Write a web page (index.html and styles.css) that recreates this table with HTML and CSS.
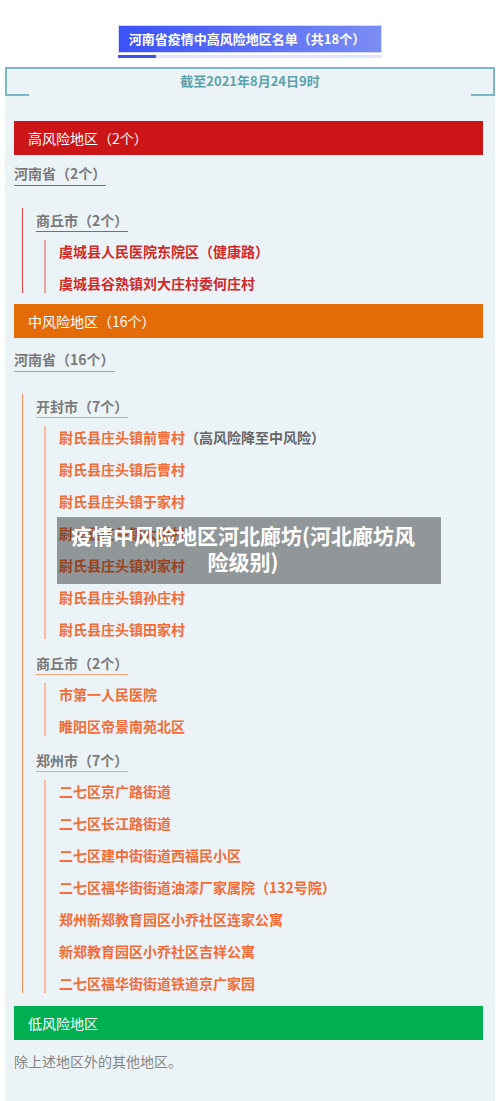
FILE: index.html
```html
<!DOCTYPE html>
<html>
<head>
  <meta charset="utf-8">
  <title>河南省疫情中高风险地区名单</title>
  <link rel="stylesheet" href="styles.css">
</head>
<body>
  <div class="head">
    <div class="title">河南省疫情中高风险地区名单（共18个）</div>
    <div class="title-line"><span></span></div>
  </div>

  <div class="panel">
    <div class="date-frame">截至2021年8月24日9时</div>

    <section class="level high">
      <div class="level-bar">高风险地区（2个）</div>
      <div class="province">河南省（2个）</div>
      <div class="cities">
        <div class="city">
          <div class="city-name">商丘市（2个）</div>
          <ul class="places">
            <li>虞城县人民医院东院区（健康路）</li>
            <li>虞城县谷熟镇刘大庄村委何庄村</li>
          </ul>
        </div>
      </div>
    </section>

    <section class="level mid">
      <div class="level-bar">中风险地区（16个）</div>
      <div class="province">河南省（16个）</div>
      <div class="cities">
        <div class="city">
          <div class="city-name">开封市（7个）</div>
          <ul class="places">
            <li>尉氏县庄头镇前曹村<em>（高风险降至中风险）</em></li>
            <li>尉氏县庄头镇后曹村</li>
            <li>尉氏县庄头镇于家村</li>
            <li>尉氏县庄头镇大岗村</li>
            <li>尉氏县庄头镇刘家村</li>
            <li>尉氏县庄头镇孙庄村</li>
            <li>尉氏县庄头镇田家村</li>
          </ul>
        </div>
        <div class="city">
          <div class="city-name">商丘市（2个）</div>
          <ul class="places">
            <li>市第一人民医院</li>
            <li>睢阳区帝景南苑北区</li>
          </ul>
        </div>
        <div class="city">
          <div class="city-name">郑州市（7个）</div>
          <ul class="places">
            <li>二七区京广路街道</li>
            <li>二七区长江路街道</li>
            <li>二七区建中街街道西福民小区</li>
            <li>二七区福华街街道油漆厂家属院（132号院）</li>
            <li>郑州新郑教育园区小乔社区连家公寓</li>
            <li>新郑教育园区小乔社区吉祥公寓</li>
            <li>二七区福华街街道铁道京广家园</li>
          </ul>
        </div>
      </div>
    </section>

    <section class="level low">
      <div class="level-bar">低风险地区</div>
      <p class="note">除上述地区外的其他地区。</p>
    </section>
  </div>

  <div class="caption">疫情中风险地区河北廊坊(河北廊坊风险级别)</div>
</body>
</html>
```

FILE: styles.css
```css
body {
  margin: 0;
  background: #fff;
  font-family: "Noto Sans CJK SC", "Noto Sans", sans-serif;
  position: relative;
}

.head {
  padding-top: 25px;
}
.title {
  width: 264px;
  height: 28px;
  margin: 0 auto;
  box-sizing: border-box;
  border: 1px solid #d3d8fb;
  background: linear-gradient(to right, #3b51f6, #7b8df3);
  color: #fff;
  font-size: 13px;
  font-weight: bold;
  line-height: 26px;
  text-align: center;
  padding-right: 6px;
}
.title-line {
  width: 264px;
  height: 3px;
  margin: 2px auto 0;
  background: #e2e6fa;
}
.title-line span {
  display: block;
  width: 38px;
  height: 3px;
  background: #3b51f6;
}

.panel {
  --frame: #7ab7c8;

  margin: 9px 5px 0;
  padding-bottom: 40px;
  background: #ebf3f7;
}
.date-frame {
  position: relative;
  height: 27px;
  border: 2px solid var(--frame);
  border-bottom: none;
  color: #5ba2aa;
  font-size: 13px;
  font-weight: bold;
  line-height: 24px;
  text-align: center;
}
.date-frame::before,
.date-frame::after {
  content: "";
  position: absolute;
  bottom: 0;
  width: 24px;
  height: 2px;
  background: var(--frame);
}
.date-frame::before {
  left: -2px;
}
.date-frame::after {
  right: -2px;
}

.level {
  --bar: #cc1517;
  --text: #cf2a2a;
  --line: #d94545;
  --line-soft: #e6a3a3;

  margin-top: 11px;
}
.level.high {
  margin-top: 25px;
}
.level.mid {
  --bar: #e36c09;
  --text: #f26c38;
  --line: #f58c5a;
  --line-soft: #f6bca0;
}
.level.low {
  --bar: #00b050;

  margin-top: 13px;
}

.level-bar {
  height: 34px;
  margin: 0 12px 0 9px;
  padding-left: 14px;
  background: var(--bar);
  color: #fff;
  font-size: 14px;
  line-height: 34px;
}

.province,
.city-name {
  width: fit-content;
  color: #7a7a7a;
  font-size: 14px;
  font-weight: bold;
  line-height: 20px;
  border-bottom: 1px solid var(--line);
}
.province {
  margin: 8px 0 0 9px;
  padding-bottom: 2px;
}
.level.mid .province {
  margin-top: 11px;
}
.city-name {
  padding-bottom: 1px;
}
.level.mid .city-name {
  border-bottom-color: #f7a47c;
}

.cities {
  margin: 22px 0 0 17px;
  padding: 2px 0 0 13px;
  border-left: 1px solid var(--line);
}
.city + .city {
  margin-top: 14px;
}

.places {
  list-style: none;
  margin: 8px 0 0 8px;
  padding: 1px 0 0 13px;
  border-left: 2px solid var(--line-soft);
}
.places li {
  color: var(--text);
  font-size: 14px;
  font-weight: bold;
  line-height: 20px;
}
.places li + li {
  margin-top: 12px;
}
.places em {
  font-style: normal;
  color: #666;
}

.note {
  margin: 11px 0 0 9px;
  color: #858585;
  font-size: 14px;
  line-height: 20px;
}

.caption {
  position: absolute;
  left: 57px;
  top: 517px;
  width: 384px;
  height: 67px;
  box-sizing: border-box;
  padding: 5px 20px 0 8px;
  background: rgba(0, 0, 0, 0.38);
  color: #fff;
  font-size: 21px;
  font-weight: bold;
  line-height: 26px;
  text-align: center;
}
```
══════
• [Stated goal] Copy all lines from the material that contain "index".

• [The reply]
Write a web page (index.html and styles.css) that recreates this table with HTML and CSS.
FILE: index.html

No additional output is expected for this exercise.